So a pointer-chasing loop like this:
xor esi, esi
.loop
mov rdi, [rdi + rsi*4]
test rdi, rdi ; exit on null ptr
jnz .loop
Can run at 4 cycles per iteration, but the identical loop runs at 5 cycles per iteration if the initial zeroing of rsi
is changed from xor esi, esi
to mov esi, 0
, since former is a zeroing idiom while the latter is not.
This is mostly a curiosity since if you know the index register rsi
is always zero (as in the above example), you'd simply omit it from the addressing entirely. However, perhaps you have a scenario where rsi
is often but not always zero, in that case a check for zero followed by an explicit xor-zeroing could speed it up by a cycle when the index is zero:
test rsi, rsi
jnz notzero
xor esi, esi ; semantically redundant, but speeds things up!
notzero:
; loop goes here
Perhaps more interesting that this fairly obscure optimization possibility is the implication for the micro-architecture. It implies that the decision on whether an address generation is simple or complex is decided at least as late as the rename stage, since that is where this zeroed register information is available (dynamically). It means that simple-vs-complex is not decided earlier, near the decode stage, based on the static form of the address - as one might have expected (as I did).
Reported and discussed on RWT.
When the most recent modification of register has been to zero it with vzeroall
, it seems to stay in a special state that causes slowdowns when used as a source (this stops as soon as the register is written to). In particular, a dependent series of vpaddq
instruction using a vzeroall
-zeroed ymm
register seems to take 1.67 cycles, rather than the expected 1 cycle, on SKL and SKLX.
More details and initial report at RWT.
Normally, if an instruction requires more than one fused-domain uop, the component uops can be renamed (the rename bottleneck of 4 or 5 per cycle is the one of the narrowest bottlenecks on most Intel CPUs) without regard to instruction boundaries. That is, there is no issue if uops from a single instruction fall into different rename groups. As an example, alternating two and three uop instructions could be renamed as AABB BAAB BBAA BBBA ...
, where AA
and BBB
are two and three uops sequences from each instruction and the spacing shows the 4-uop rename groups: uops from a single instruction span freely across groups.
However, in the case that AA
are two uops from an unlaminated instruction (i.e., one which takes 1 slot in the uop cache but two rename slots), they apparently must appear in the same rename (allocation) group.
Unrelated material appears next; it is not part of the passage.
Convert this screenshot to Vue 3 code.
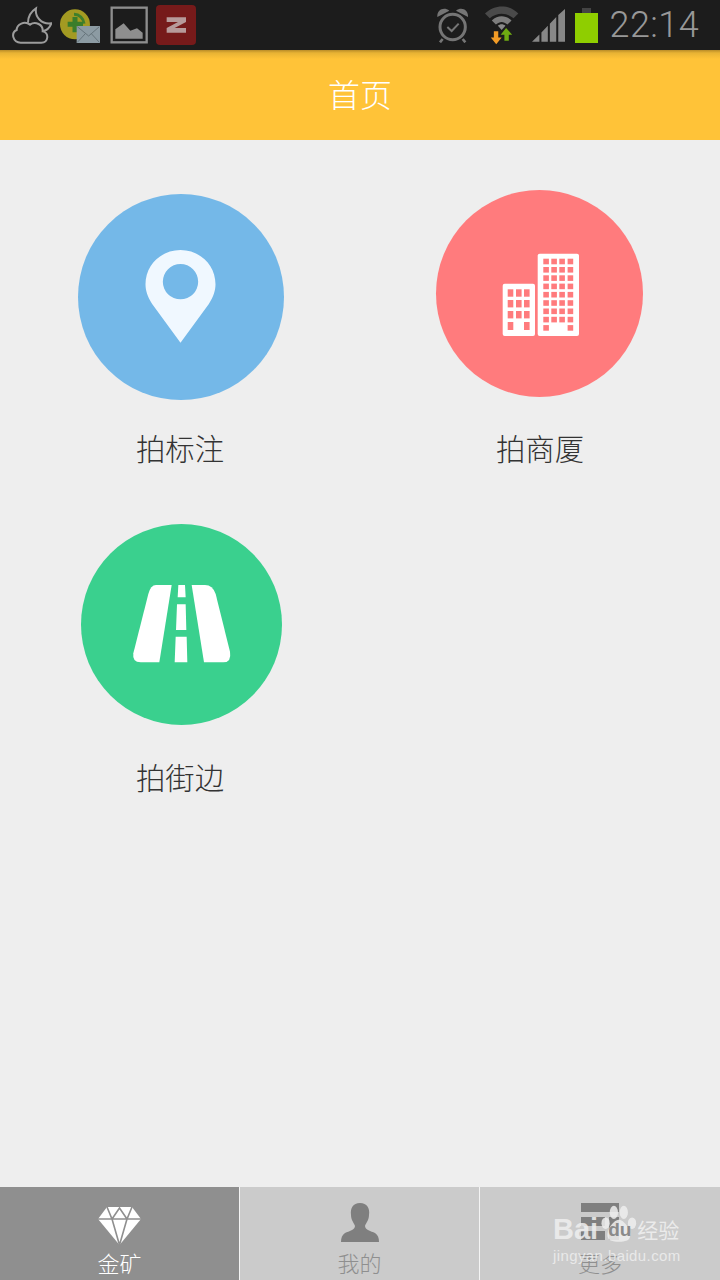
<template>
  <div class="page">
    <!-- 状态栏 -->
    <div class="status">
      <svg class="st-cloud" viewBox="36 15 120 120">
        <path d="M62 128C38 128 32 98 50 90C50 72 74 62 90 74C106 62 130 74 128 94C148 98 146 128 124 128Z" fill="none" stroke="#9c9c9c" stroke-width="6" />
        <path d="M84 68C84 50 94 34 108 25C104 50 124 74 154 70C149 84 140 91 129 93" fill="none" stroke="#9c9c9c" stroke-width="6" />
      </svg>
      <svg class="st-mail" viewBox="177 18 126 111">
        <circle cx="225" cy="70" r="45" fill="#a39a22" />
        <path d="M222 40a30 30 0 0 1 30 28" fill="none" stroke="#3f7f2c" stroke-width="9" />
        <path d="M225 48v46M203 70h46" stroke="#3a7d2a" stroke-width="15" />
        <rect x="230" y="75" width="70" height="51" fill="#8c9ba3" />
        <path d="M232 77l34 28 32-28M232 124l24-26M298 124l-24-26" fill="none" stroke="#66747b" stroke-width="3" />
      </svg>
      <svg class="st-pic" viewBox="327 18 114 114">
        <rect x="332" y="23" width="105" height="104" fill="none" stroke="#8e8e8e" stroke-width="7" />
        <path d="M343 116V88L368 70L388 92L408 85L425 98V116Z" fill="#8e8e8e" />
      </svg>
      <svg class="st-z" viewBox="468 15 120 120">
        <rect x="468" y="15" width="120" height="120" rx="12" fill="#761a1a" />
        <path d="M500 52h58v14l-34 18h34v14h-58v-14l34-18h-34z" fill="#b79a9a" />
      </svg>
      <div class="spacer"></div>
      <svg class="st-alarm" viewBox="55 25 96 105">
        <circle cx="102" cy="82" r="38" fill="none" stroke="#757575" stroke-width="9" />
        <path d="M56 52C54 30 76 20 92 33ZM148 52C150 30 128 20 112 33Z" fill="#757575" />
        <path d="M86 82l13 12 21-22" fill="none" stroke="#757575" stroke-width="6" />
        <path d="M72 118l-8 10M132 118l8 10" stroke="#757575" stroke-width="8" />
      </svg>
      <svg class="st-wifi" viewBox="198 18 100 114">
        <path d="M198 40C226 12 270 12 296 40L282 54C262 36 232 36 212 54Z" fill="#4a4a4a" />
        <path d="M218 60C236 44 258 44 276 60L264 72C252 62 242 62 230 72Z" fill="#7d7d7d" />
        <path d="M236 76C242 70 252 70 258 76L247 88Z" fill="#8a8a8a" />
        <path d="M224 92h13v18h10l-16 20-16-20h9z" fill="#f39c26" />
        <path d="M260 82l18 20h-10v18h-13v-18h-11z" fill="#6faa12" />
      </svg>
      <svg class="st-signal" viewBox="340 28 98 98">
        <path d="M340 125L362 104V125ZM368 98L387 78V125H368ZM393 72L412 52V125H393ZM418 46L438 28V125H418Z" fill="#878787" />
      </svg>
      <div class="battery">
        <div class="battery-cap"></div>
        <div class="battery-body"></div>
      </div>
      <div class="time">22:14</div>
    </div>

    <div class="header">首页</div>

    <!-- 入口列表 -->
    <div class="main">
      <div class="cell cell-mark">
        <div class="circle">
          <svg viewBox="1.5 6 300 330" width="100" height="110">
            <path fill-rule="evenodd" fill="#f0f8ff" d="M150 308L65 192C51 170 45 152 45 133C45 75 92 30 150 30C208 30 255 75 255 133C255 152 249 170 235 192ZM150 72A53 53 0 1 0 150 178A53 53 0 1 0 150 72Z" />
          </svg>
        </div>
        <div class="label">拍标注</div>
      </div>

      <div class="cell cell-building">
        <div class="circle">
          <svg viewBox="0 3 120 120" width="120" height="120">
            <rect x="22.7" y="52.7" width="32.3" height="52.3" rx="2" fill="#fff" />
            <rect x="57.7" y="22.7" width="41.3" height="82.3" rx="2" fill="#fff" />
            <rect v-for="w in windows" :key="w.x + '-' + w.y" :x="w.x" :y="w.y" :width="w.w" :height="w.h" fill="#ff7b7d" />
          </svg>
        </div>
        <div class="label">拍商厦</div>
      </div>

      <div class="cell cell-road">
        <div class="circle">
          <svg viewBox="6 0 360 330" width="120" height="110">
            <path fill="#fff" d="M108 45H155L118 277H62Q36 277 40 250L85 72Q92 45 108 45Z" />
            <path fill="#fff" d="M215 45H255Q278 45 287 72L330 245Q335 277 310 277H252Z" />
            <path fill="#fff" d="M175 45H195L197 82H173ZM171 103H197L199 180H168ZM167 200H200L202 277H164Z" />
          </svg>
        </div>
        <div class="label">拍街边</div>
      </div>
    </div>

    <!-- 底部导航 -->
    <div class="tabs">
      <div class="tab active">
        <svg class="tab-icon" viewBox="0 0 43 38" width="43" height="38">
          <path d="M9 0H34L43 12L21.5 38L0 12Z" fill="#fff" />
          <path d="M0 12H43M9 0L14 12L21.5 1L29 12L34 0M14 12L21.5 38L29 12" fill="none" stroke="#8f8f8f" stroke-width="1.6" />
        </svg>
        <span>金矿</span>
      </div>
      <div class="tab">
        <svg class="tab-icon" viewBox="0 0 38 39" width="38" height="39">
          <path fill="#7f7f7f" d="M19 0C26 0 29 5 28 12C28 17 25 20 24 23C24 27 30 28 34 30C37 32 38 35 38 39H0C0 35 1 32 4 30C8 28 14 27 14 23C13 20 10 17 10 12C9 5 12 0 19 0Z" />
        </svg>
        <span>我的</span>
      </div>
      <div class="tab">
        <svg class="tab-icon" viewBox="0 0 38 39" width="38" height="39">
          <path fill="#7f7f7f" d="M0 0H38V9H0ZM0 14H24V23H0ZM0 28H24V37H0ZM28 14H38V37H28Z" />
        </svg>
        <span>更多</span>
      </div>
    </div>

    <!-- 水印 -->
    <div class="watermark">
      <div class="wm-top">
        <span class="wm-bai">Bai</span>
        <span class="wm-paw">
          <svg viewBox="0 0 46 46" width="38" height="40">
            <ellipse cx="8" cy="22" rx="5" ry="7" fill="#eee" opacity=".85" />
            <ellipse cx="18" cy="9" rx="5" ry="8" fill="#eee" opacity=".85" />
            <ellipse cx="30" cy="9" rx="5" ry="8" fill="#eee" opacity=".85" />
            <ellipse cx="40" cy="22" rx="5" ry="7" fill="#eee" opacity=".85" />
            <path d="M24 18C32 18 44 38 34 43C28 45 20 45 14 43C4 38 16 18 24 18Z" fill="#eee" opacity=".85" />
          </svg>
          <span class="wm-du">du</span>
        </span>
        <span class="wm-cn">经验</span>
      </div>
      <div class="wm-url">jingyan.baidu.com</div>
    </div>
  </div>
</template>

<script setup>
// 楼房窗户，坐标按 120x120 的图标算
const windows = []
const smallX = [27.7, 36, 44]
const smallY = [58.3, 69, 80, 91]
smallY.forEach((y, r) => {
  smallX.forEach((x, c) => {
    if (r === 3 && c === 1) return
    windows.push({ x, y, w: 5.6, h: r === 3 ? 8 : 7.4 })
  })
})
const bigX = [63.3, 71.3, 79.3, 87.6]
for (let r = 0; r < 9; r++) {
  const y = 27.7 + r * 8.3
  bigX.forEach((x, c) => {
    if (r === 8 && (c === 1 || c === 2)) return
    windows.push({ x, y, w: 5.6, h: 5.6 })
  })
}
</script>

<style>
html,
body {
  margin: 0;
  background: #eee;
}
</style>

<style scoped>
.page {
  position: relative;
  width: 720px;
  height: 1280px;
  display: flex;
  flex-direction: column;
  overflow: hidden;
  background: #eee;
  font-family: "Noto Sans CJK SC", "Noto Sans", sans-serif;
}

.status {
  height: 50px;
  flex: none;
  display: flex;
  align-items: center;
  padding: 0 21px 0 12px;
  background: #1c1c1c;
}
.status svg {
  flex: none;
  display: block;
}
.spacer {
  flex: 1;
}
.st-cloud {
  width: 40px;
  height: 40px;
}
.st-mail {
  width: 42px;
  height: 37px;
  margin-left: 7px;
}
.st-pic {
  width: 38px;
  height: 38px;
  margin-left: 9px;
}
.st-z {
  width: 40px;
  height: 40px;
  margin-left: 8px;
}
.st-alarm {
  width: 32px;
  height: 35px;
}
.st-wifi {
  width: 34px;
  height: 39px;
  margin-left: 16px;
}
.st-signal {
  width: 33px;
  height: 33px;
  margin-left: 13px;
  margin-top: 1px;
}
.battery {
  width: 23px;
  margin-left: 10px;
  display: flex;
  flex-direction: column;
  align-items: center;
}
.battery-cap {
  width: 9px;
  height: 5px;
  background: #444;
}
.battery-body {
  width: 23px;
  height: 30px;
  background: #8fce00;
}
.time {
  margin-left: 12px;
  font-family: Roboto, "Liberation Sans", sans-serif;
  font-size: 36px;
  font-weight: 300;
  line-height: 50px;
  letter-spacing: 0.4px;
  color: #989898;
}

.header {
  height: 90px;
  flex: none;
  box-sizing: border-box;
  padding-bottom: 4px;
  display: flex;
  align-items: center;
  justify-content: center;
  font-size: 32px;
  font-weight: 300;
  color: #fff;
  background: linear-gradient(#b98c28 0, #e8b334 3px, #ffc338 9px);
}

.main {
  flex: 1;
  display: grid;
  grid-template-columns: 360px 360px;
  grid-auto-rows: min-content;
}
.cell {
  display: flex;
  flex-direction: column;
  align-items: center;
}
.circle {
  border-radius: 50%;
  display: flex;
  align-items: center;
  justify-content: center;
  overflow: hidden;
}
.circle svg {
  display: block;
  flex: none;
}
.label {
  height: 40px;
  font-size: 29.4px;
  font-weight: 300;
  line-height: 37px;
  color: #333;
}
.cell-mark {
  padding-top: 54px;
}
.cell-mark .circle {
  width: 206px;
  height: 206px;
  margin-left: 1px;
  background: #74b8e8;
}
.cell-mark .label {
  margin-top: 29px;
}
.cell-building {
  padding-top: 50px;
}
.cell-building .circle {
  width: 207px;
  height: 207px;
  margin-left: -1px;
  background: #ff7b7d;
}
.cell-building .label {
  margin-top: 32px;
}
.cell-road {
  padding-top: 55px;
}
.cell-road .circle {
  width: 201px;
  height: 201px;
  margin-left: 3px;
  background: #3ad08e;
}
.cell-road .label {
  margin-top: 33px;
}

.tabs {
  height: 93px;
  flex: none;
  display: grid;
  grid-template-columns: 240px 240px 240px;
}
.tab {
  box-sizing: border-box;
  display: flex;
  flex-direction: column;
  align-items: center;
  background: #cbcbcb;
  border-right: 1px solid #f4f4f4;
  color: #8f8f8f;
  font-size: 22px;
  font-weight: 300;
  line-height: 30px;
}
.tab:last-child {
  border-right: none;
}
.tab.active {
  background: #8f8f8f;
  color: #fff;
}
.tab-icon {
  display: block;
  flex: none;
  margin-top: 20px;
  margin-bottom: 2px;
}
.tab:nth-child(n + 2) .tab-icon {
  margin-top: 16px;
  margin-bottom: 5px;
}

.watermark {
  position: absolute;
  left: 553px;
  top: 1203px;
  width: 130px;
  color: #efefef;
}
.wm-top {
  display: flex;
  align-items: flex-end;
  height: 42px;
}
.wm-bai {
  font-family: "Liberation Sans", sans-serif;
  font-size: 29px;
  font-weight: 700;
  line-height: 32px;
  opacity: 0.85;
}
.wm-paw {
  position: relative;
  width: 38px;
  height: 40px;
  margin-left: 1px;
  margin-bottom: 1px;
}
.wm-paw svg {
  display: block;
}
.wm-du {
  position: absolute;
  left: 9px;
  top: 15px;
  font-family: "Liberation Sans", sans-serif;
  font-size: 19px;
  font-weight: 700;
  line-height: 22px;
  color: #8a8a8a;
}
.wm-cn {
  font-size: 21px;
  line-height: 32px;
  white-space: nowrap;
  opacity: 0.9;
}
.wm-url {
  margin-top: 2px;
  font-family: "Liberation Sans", sans-serif;
  font-size: 15px;
  line-height: 18px;
  letter-spacing: 0.4px;
  white-space: nowrap;
  opacity: 0.85;
}
</style>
With the same example above, but with A
behind an 1:2 unlaminated instruction and B
unchanged as a 3-uop-at-decode instruction, the rename pattern would look like: AABB BAAB BBAA BBBx AABB ...
where x
is a 1-slot rename bubble, not present in the first example, caused by the requirement for unlaminated uops to be in the same rename group.
In some cases with high density of unlaminated ops, this could cause a significant reduction in rename throughput, and this can sometimes be avoided with careful reordering.
First known report by Andreas Abel in this StackOverflow question.
The usual encoding for pop r12
instruction is slower to decode (goes to the complex decoder, so limited to 1 per cycle) than popping to other registers (except pop rsp
which is also slow). The cause seems to be that the short form of pop
encodes the register into 3 bits of the opcode byte: those three bits can encode only 8 registers, of course, so the last bit to choose between the classic 32-bit registers (rax
et al) and the x86-64 registers (r8
through r15
) lives in the REX prefix byte. In this encoding, pop rsp
and pop r12
share the same 3 bits and so the same opcode. As pop rsp
needs to be handled specially, it gets handled by the complex decoder and pop r12
gets sucked along for the ride (although it does ultimately decode to a single uop, unlike pop rsp
).
Reported by Andreas Abel with a detailed explanation of the effect given by Peter Cordes.
Single uop instructions which have other forms that decode to 2 fused-domain uops go to the complex decoder
This is the general case of the pop r12
quirk mentioned above. For example, cdq
results in only 1 uop, but it can only be decoded by the complex decoder. It seems like these instructions are mostly (all?) ones where some other variant with the same opcode needs >= 2 fused-domain uops. Presumably what happens is that the predecoder doesn't look beyond the opcode to distinguish the cases and sends them all the to complex decoder, which then ends up only emitting 1 uop in the simple cases.
Reported by Andreas Abel on StackOverflow with the theory above relating to opcodes shared with 2+ uop variants fleshed out by myself, Andreas and Peter Cordes in the comments.
I haven't confirmed quirks in this section myself, but they have been reported elsewhere.
This seems like it would obviously affect L1 <-> L2 throughput since you would need an additional L1 access to read the line to write back and an additional access to L2 to accept the evicted line (and also probably an L2 -> L3 writeback), but on the linked post the claim was actually that it increased the latency of L2-resident pointer chasing. It isn't clear on what uarch the results were obtained.
I could not reproduce this effect in my tests.
When an FP instruction receives an input from a SIMD integer instruction, we expect a bypass delay, but Peter Cordes reports that this delay can affect all operands indefinitely even when the other operands are FP and when bypass definitely not longer occurs:
xsave/rstor can fix the issue where writing a register with a SIMD-integer instruction like paddd creates extra latency indefinitely for reading it with an FP instruction, affecting latency from both inputs. e.g. paddd xmm0, xmm0 then in a loop addps xmm1, xmm0 has 5c latency instead of the usual 4, until the next save/restore. It's bypass latency but still happens even if you don't touch the register until after the paddd has definitely retired (by padding with >ROB uops) before the loop.
Most operations can dispatch in the cycle following allocation, but according to IACA loads can only dispatch in the 4th cycle after allocation. I have not tested to see if real hardware follows this rule or if it an error in IACA's model. Update: I didn't find any evidence for this effect.
Reported by Rivet Amber and discussed on Twitter. My tests seem to indicate that this effect does not occur.